**Task prompt**
Leaving out every picture, quote the data below exactly as it appears.

**Dataset extract**
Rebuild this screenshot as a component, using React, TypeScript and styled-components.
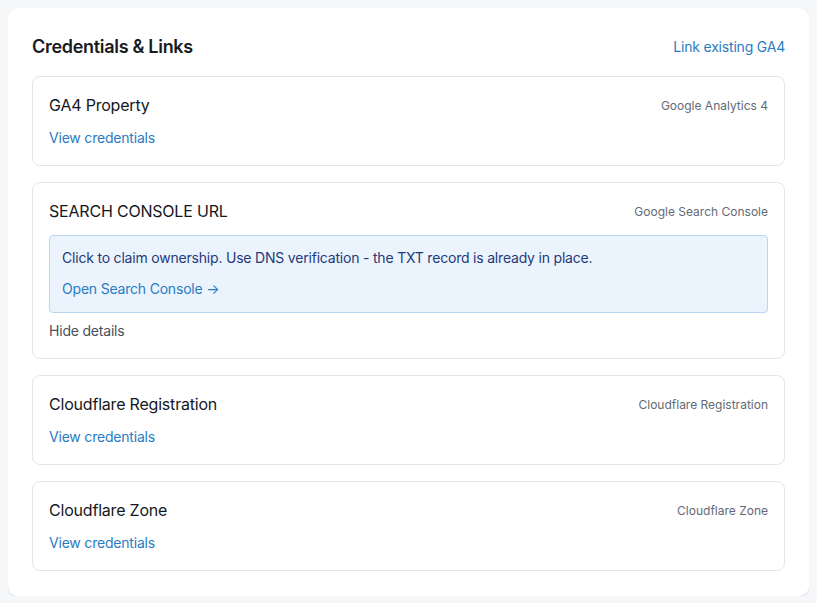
import styled, { createGlobalStyle } from 'styled-components';

const GlobalStyle = createGlobalStyle`
  body {
    margin: 8px;
    background: #f6f7f9;
    font-family: Inter, "Noto Sans", sans-serif;
    -webkit-font-smoothing: antialiased;
  }
  * {
    box-sizing: border-box;
  }
`;

const Panel = styled.section`
  background: #ffffff;
  border-radius: 10px;
  box-shadow: 0 1px 3px rgba(16, 24, 40, 0.12);
  padding: 24px 24px 25px;
`;

const PanelHeader = styled.header`
  display: flex;
  justify-content: space-between;
  align-items: center;
  height: 28px;
  margin-bottom: 16px;
`;

const PanelTitle = styled.h2`
  margin: 0;
  font-size: 18px;
  font-weight: 600;
  letter-spacing: -0.3px;
  color: #181b21;
`;

const Link = styled.a`
  color: #2a7cc2;
  font-size: 14px;
  line-height: 21px;
  letter-spacing: -0.2px;
  text-decoration: none;
  cursor: pointer;
`;

const CardList = styled.div`
  display: flex;
  flex-direction: column;
  gap: 16px;
`;

const Card = styled.div`
  border: 1px solid #e3e5e9;
  border-radius: 8px;
  padding: 16px 16px 17px;
`;

const CardTop = styled.div`
  display: flex;
  justify-content: space-between;
  align-items: center;
  height: 24px;
`;

const CardTitle = styled.h3`
  margin: 0;
  font-size: 16px;
  font-weight: 400;
  letter-spacing: -0.2px;
  color: #15181e;
`;

const Source = styled.span`
  font-size: 12px;
  color: #646a75;
`;

const CardBody = styled.div`
  margin-top: 10px;
  display: flex;
  flex-direction: column;
  align-items: flex-start;
`;

const Notice = styled.div`
  align-self: stretch;
  margin-top: 2px;
  background: #ebf3fd;
  border: 1px solid #b8d5f4;
  border-radius: 4px;
  padding: 12px 12px 13px;
  display: flex;
  flex-direction: column;
  gap: 10px;
`;

const NoticeText = styled.p`
  margin: 0;
  font-size: 14px;
  line-height: 20px;
  letter-spacing: -0.2px;
  color: #1f3a7a;
`;

const Toggle = styled.button`
  margin-top: 8px;
  padding: 0;
  border: none;
  background: none;
  font-family: inherit;
  font-size: 14px;
  line-height: 20px;
  letter-spacing: -0.2px;
  color: #4a515c;
  cursor: pointer;
`;

interface ICredential {
  id: string;
  title: string;
  source: string;
}

const credentials: ICredential[] = [
  { id: 'ga4', title: 'GA4 Property', source: 'Google Analytics 4' },
  { id: 'gsc', title: 'SEARCH CONSOLE URL', source: 'Google Search Console' },
  { id: 'cf-reg', title: 'Cloudflare Registration', source: 'Cloudflare Registration' },
  { id: 'cf-zone', title: 'Cloudflare Zone', source: 'Cloudflare Zone' },
];

function App() {
  return (
    <>
      <GlobalStyle />
      <Panel>
        <PanelHeader>
          <PanelTitle>Credentials &amp; Links</PanelTitle>
          <Link>Link existing GA4</Link>
        </PanelHeader>
        <CardList>
          {credentials.map((c) => (
            <Card key={c.id}>
              <CardTop>
                <CardTitle>{c.title}</CardTitle>
                <Source>{c.source}</Source>
              </CardTop>
              <CardBody>
                {c.id === 'gsc' ? (
                  <>
                    <Notice>
                      <NoticeText>
                        Click to claim ownership. Use DNS verification - the TXT record is already in
                        place.
                      </NoticeText>
                      <Link>Open Search Console &rarr;</Link>
                    </Notice>
                    <Toggle>Hide details</Toggle>
                  </>
                ) : (
                  <Link>View credentials</Link>
                )}
              </CardBody>
            </Card>
          ))}
        </CardList>
      </Panel>
    </>
  );
}

export default App;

**The answer**
Rebuild this screenshot as a component, using React, TypeScript and styled-components.
import styled, { createGlobalStyle } from 'styled-components';

const GlobalStyle = createGlobalStyle`
  body {
    margin: 8px;
    background: #f6f7f9;
    font-family: Inter, "Noto Sans", sans-serif;
    -webkit-font-smoothing: antialiased;
  }
  * {
    box-sizing: border-box;
  }
`;

const Panel = styled.section`
  background: #ffffff;
  border-radius: 10px;
  box-shadow: 0 1px 3px rgba(16, 24, 40, 0.12);
  padding: 24px 24px 25px;
`;

const PanelHeader = styled.header`
  display: flex;
  justify-content: space-between;
  align-items: center;
  height: 28px;
  margin-bottom: 16px;
`;

const PanelTitle = styled.h2`
  margin: 0;
  font-size: 18px;
  font-weight: 600;
  letter-spacing: -0.3px;
  color: #181b21;
`;

const Link = styled.a`
  color: #2a7cc2;
  font-size: 14px;
  line-height: 21px;
  letter-spacing: -0.2px;
  text-decoration: none;
  cursor: pointer;
`;

const CardList = styled.div`
  display: flex;
  flex-direction: column;
  gap: 16px;
`;

const Card = styled.div`
  border: 1px solid #e3e5e9;
  border-radius: 8px;
  padding: 16px 16px 17px;
`;

const CardTop = styled.div`
  display: flex;
  justify-content: space-between;
  align-items: center;
  height: 24px;
`;

const CardTitle = styled.h3`
  margin: 0;
  font-size: 16px;
  font-weight: 400;
  letter-spacing: -0.2px;
  color: #15181e;
`;

const Source = styled.span`
  font-size: 12px;
  color: #646a75;
`;

const CardBody = styled.div`
  margin-top: 10px;
  display: flex;
  flex-direction: column;
  align-items: flex-start;
`;

const Notice = styled.div`
  align-self: stretch;
  margin-top: 2px;
  background: #ebf3fd;
  border: 1px solid #b8d5f4;
  border-radius: 4px;
  padding: 12px 12px 13px;
  display: flex;
  flex-direction: column;
  gap: 10px;
`;

const NoticeText = styled.p`
  margin: 0;
  font-size: 14px;
  line-height: 20px;
  letter-spacing: -0.2px;
  color: #1f3a7a;
`;

const Toggle = styled.button`
  margin-top: 8px;
  padding: 0;
  border: none;
  background: none;
  font-family: inherit;
  font-size: 14px;
  line-height: 20px;
  letter-spacing: -0.2px;
  color: #4a515c;
  cursor: pointer;
`;

interface ICredential {
  id: string;
  title: string;
  source: string;
}

const credentials: ICredential[] = [
  { id: 'ga4', title: 'GA4 Property', source: 'Google Analytics 4' },
  { id: 'gsc', title: 'SEARCH CONSOLE URL', source: 'Google Search Console' },
  { id: 'cf-reg', title: 'Cloudflare Registration', source: 'Cloudflare Registration' },
  { id: 'cf-zone', title: 'Cloudflare Zone', source: 'Cloudflare Zone' },
];

function App() {
  return (
    <>
      <GlobalStyle />
      <Panel>
        <PanelHeader>
          <PanelTitle>Credentials &amp; Links</PanelTitle>
          <Link>Link existing GA4</Link>
        </PanelHeader>
        <CardList>
          {credentials.map((c) => (
            <Card key={c.id}>
              <CardTop>
                <CardTitle>{c.title}</CardTitle>
                <Source>{c.source}</Source>
              </CardTop>
              <CardBody>
                {c.id === 'gsc' ? (
                  <>
                    <Notice>
                      <NoticeText>
                        Click to claim ownership. Use DNS verification - the TXT record is already in
                        place.
                      </NoticeText>
                      <Link>Open Search Console &rarr;</Link>
                    </Notice>
                    <Toggle>Hide details</Toggle>
                  </>
                ) : (
                  <Link>View credentials</Link>
                )}
              </CardBody>
            </Card>
          ))}
        </CardList>
      </Panel>
    </>
  );
}

export default App;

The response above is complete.